Hammerspace is working with Cachengo on a service to widen the reach of a data processing, storage and orchestration solution at the edge. Cachengo platforms are now using the distributed Hammerspace Global Data Platform to help organisations connect to their datasets and files.
Cachengo's peer-to-peer encrypted business model, called Rent-a-Node, decentralizes and "democratizes" AI, compute and storage, offering an "economically compelling" alternative to the public cloud, we're told. It does this by allowing retail, office or other physical sites to convert some of their space into edge datacenters, to become infrastructure-as-a-service (IaaS) providers to other cloud users.
"This allows content to be distributed very close to the end users," said Cachengo. The provider connects thousands of what it calls "Symbiotes," which are compute and storage nodes on-demand. This "enables massive scalability and enhanced data security" without any egress fees for data "at a fraction of the price" of traditional cloud services, it is promised.
The Cachengo data processing servers - either the small Bento or larger Pizza products - are sold to the edge cloud hosting site and put into racks installed by Cachengo. The hosting site then receives fees from the other organizations using them.
Rent-a-Node operators (RNOs)/hosters have to provide climate controlled environments, reliable power, and fast internet to provide a viable service. "RNOs can realize up to 5X+ rental income profitability compared to traditional compute and GPU architecture rentals from cloud service providers," claimed Cachengo.
By using Knowhere, an "easy-to-use infrastructure management and marketplace", customers can "deploy, manage, and rent" the Symbiote-based Rent-a-Node and software packages they need.
For tenants and software-as-a-service companies, renting Symbiote-based infrastructure nodes to host their software applications can result in a "70 to 90 percent reduction" in hosting costs when compared to traditional cloud service providers, it is claimed.
A full explainer clip on Symbiotes is available to view here. As for the term Symbiote, it could refer to either a fictional alien species in Marvel Comics, a genus of beetles, or a genus of bacteria, or a "symbiont" is an organism living in symbiosis with another. However, a clue is in the aforementioned video clip, as one suggested processing and storage set-up is given the moniker "Venom" - pointing to the Marvel Comics franchise.
"AI workloads are transforming how data is valued, utilized and managed," said David Flynn, CEO of Hammerspace. "Cachengo's Rent-a-Node decentralized cloud solution smartly and uniquely provides data processing at its source with systems that are power efficient, modularly scalable, cost-effective and secure.
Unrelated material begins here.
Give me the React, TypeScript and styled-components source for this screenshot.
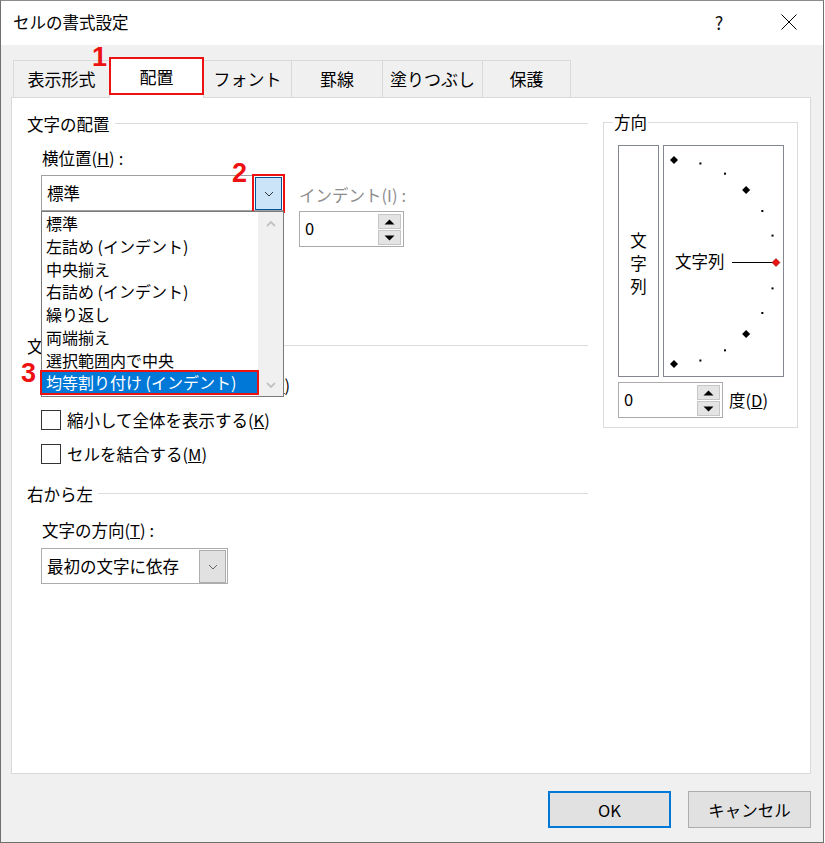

Additionally, Cachengo's modern business model is ideal for customers who cannot justify using the public cloud."
"Legacy approaches to datacenter expansion are inadequate to satisfy the demand being driven by AI," added Ash Young, CEO of Cachengo. "The market can't wait for power plants to be built to store their data, with Rent-a-Node we provide an eco-friendly immediate solution to add capacity exactly where it's needed."